• **Data records**
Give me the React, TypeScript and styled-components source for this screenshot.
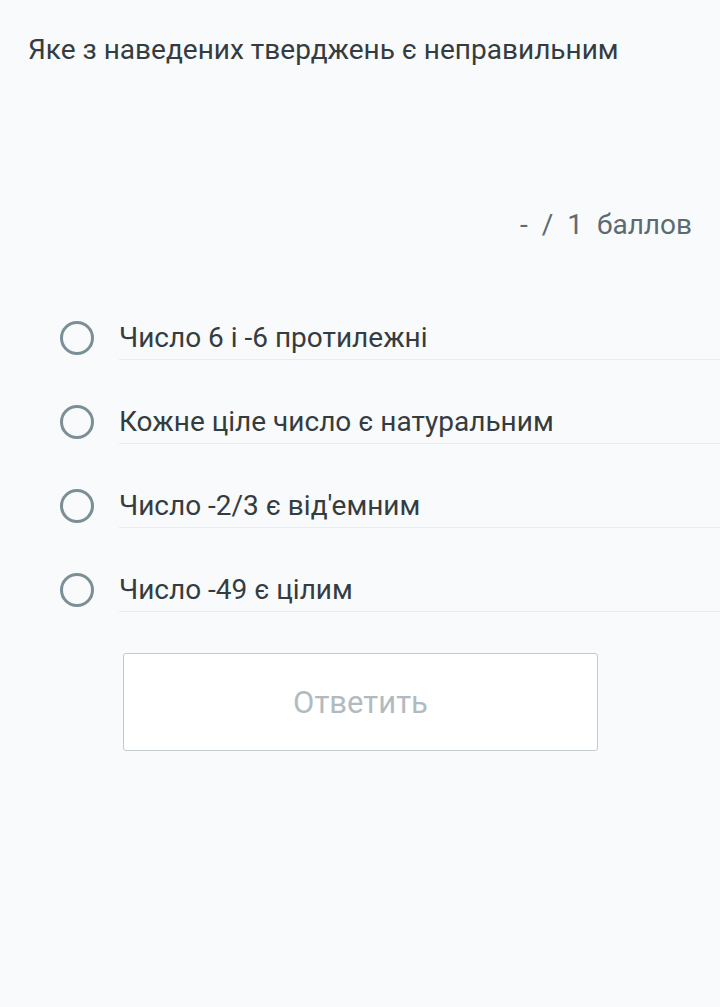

...

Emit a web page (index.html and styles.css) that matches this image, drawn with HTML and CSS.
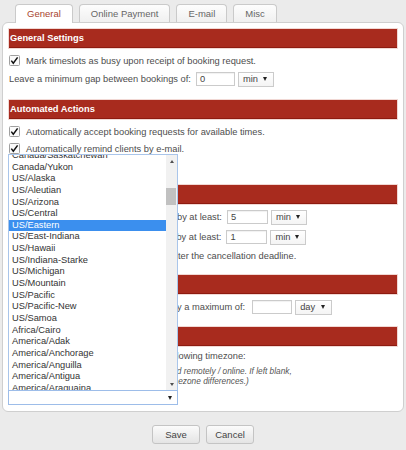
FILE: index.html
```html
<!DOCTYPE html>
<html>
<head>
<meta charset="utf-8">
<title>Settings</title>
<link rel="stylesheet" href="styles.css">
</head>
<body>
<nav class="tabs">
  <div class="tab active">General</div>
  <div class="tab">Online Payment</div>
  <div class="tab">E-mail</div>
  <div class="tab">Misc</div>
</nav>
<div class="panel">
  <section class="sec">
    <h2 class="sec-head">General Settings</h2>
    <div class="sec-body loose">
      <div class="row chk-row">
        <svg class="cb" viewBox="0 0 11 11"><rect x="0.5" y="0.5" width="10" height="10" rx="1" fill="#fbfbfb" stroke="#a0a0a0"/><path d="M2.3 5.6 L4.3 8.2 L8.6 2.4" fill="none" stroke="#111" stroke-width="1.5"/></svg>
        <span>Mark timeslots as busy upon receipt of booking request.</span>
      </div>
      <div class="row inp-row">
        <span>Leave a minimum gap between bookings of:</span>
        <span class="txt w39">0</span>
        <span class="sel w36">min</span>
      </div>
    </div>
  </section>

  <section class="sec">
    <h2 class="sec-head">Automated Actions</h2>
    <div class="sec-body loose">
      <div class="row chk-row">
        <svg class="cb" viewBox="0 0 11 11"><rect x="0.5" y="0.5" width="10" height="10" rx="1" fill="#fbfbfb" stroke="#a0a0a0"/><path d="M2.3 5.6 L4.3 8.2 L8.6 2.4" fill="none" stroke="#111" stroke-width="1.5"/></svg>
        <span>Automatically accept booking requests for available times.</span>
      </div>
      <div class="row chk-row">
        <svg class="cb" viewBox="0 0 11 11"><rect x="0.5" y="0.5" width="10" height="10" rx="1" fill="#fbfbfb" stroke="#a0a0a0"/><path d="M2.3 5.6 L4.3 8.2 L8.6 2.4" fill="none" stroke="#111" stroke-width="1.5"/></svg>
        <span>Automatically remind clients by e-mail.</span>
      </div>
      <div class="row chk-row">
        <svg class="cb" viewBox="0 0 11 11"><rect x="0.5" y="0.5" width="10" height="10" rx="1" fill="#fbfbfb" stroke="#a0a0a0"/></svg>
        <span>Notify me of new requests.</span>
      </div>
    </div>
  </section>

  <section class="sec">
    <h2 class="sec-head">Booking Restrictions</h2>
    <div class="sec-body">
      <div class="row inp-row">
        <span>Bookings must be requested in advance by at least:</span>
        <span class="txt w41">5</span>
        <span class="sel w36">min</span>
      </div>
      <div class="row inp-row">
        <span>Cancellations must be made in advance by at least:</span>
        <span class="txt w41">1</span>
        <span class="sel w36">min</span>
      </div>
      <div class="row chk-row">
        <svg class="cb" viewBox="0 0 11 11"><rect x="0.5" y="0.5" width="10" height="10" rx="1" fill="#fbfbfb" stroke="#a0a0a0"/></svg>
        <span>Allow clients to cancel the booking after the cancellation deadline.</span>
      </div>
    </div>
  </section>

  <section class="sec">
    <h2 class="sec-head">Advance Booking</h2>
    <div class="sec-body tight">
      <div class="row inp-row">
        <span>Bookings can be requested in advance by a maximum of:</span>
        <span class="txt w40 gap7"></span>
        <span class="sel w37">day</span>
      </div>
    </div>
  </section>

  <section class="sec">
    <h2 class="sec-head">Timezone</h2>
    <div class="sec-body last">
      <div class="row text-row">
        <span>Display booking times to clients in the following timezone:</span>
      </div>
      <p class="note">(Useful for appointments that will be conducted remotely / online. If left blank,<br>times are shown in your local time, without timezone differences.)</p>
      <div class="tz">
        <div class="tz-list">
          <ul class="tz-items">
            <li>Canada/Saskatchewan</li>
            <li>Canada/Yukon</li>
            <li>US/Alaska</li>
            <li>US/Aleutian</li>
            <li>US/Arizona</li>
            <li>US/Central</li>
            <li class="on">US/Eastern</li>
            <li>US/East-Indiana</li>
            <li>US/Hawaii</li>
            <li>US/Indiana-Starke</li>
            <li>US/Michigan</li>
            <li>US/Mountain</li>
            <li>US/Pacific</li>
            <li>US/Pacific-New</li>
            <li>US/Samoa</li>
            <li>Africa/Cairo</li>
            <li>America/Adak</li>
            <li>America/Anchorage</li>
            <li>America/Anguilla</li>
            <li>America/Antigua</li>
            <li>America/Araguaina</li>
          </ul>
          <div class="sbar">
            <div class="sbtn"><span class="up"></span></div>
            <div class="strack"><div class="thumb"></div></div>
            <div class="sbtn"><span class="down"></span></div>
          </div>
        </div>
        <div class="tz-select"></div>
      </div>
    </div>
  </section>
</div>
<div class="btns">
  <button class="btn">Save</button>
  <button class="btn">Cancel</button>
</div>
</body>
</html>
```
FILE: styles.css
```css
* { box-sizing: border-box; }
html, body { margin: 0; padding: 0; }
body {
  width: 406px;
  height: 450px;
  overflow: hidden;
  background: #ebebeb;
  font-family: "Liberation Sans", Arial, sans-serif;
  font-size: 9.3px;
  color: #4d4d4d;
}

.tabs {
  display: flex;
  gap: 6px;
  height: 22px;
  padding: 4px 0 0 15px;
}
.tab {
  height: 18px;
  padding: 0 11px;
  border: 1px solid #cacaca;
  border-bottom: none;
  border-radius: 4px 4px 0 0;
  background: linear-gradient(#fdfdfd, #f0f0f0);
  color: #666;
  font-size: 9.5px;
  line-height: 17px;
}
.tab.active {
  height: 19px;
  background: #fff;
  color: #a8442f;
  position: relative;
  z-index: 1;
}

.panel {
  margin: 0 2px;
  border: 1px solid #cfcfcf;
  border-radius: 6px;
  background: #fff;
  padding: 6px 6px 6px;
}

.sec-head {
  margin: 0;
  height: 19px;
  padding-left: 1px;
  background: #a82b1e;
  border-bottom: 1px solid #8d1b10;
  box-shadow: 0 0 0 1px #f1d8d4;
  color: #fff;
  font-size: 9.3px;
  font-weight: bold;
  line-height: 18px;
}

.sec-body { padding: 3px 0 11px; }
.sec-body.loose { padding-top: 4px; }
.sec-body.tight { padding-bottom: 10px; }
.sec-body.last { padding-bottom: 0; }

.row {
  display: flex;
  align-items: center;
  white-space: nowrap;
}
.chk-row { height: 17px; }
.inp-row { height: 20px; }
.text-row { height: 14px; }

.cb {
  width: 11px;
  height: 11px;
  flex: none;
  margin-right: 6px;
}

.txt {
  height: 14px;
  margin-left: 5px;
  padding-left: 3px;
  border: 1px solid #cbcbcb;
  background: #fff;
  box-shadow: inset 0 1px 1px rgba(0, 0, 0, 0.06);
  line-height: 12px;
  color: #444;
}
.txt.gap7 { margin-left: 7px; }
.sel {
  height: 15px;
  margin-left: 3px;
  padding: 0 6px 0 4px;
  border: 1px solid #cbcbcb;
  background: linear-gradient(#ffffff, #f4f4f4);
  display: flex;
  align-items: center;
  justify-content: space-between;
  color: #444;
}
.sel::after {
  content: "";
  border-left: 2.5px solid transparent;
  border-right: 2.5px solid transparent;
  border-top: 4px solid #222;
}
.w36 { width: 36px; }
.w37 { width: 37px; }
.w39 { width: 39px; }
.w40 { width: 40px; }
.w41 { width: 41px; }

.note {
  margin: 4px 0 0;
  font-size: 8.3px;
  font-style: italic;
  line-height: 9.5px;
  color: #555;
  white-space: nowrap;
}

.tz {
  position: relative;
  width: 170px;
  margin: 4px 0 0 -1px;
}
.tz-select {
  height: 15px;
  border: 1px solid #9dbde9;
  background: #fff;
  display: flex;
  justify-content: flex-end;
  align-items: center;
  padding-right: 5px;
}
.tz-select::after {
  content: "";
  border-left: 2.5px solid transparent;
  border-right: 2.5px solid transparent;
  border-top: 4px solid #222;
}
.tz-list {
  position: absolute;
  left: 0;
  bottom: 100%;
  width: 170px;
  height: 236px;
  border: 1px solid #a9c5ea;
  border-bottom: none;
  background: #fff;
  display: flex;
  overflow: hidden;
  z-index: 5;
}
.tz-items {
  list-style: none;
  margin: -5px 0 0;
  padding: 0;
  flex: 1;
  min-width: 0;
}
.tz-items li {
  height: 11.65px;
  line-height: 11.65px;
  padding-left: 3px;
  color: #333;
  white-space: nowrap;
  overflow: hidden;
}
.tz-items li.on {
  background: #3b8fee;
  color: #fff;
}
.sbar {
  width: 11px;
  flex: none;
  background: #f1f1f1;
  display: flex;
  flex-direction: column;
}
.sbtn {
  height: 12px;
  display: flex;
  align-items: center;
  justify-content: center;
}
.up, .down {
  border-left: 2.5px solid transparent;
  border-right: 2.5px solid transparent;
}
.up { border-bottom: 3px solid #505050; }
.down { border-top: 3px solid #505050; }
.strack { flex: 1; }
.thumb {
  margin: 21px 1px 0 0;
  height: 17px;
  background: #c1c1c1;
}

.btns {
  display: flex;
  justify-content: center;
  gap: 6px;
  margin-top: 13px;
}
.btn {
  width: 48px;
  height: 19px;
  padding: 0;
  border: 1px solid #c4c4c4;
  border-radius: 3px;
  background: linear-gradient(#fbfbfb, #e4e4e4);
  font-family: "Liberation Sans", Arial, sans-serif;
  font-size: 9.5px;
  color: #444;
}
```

• **What is expected**
Look through the material above and pick out each line holding the word "styles".

• **Task output**
Emit a web page (index.html and styles.css) that matches this image, drawn with HTML and CSS.
<link rel="stylesheet" href="styles.css">
FILE: styles.css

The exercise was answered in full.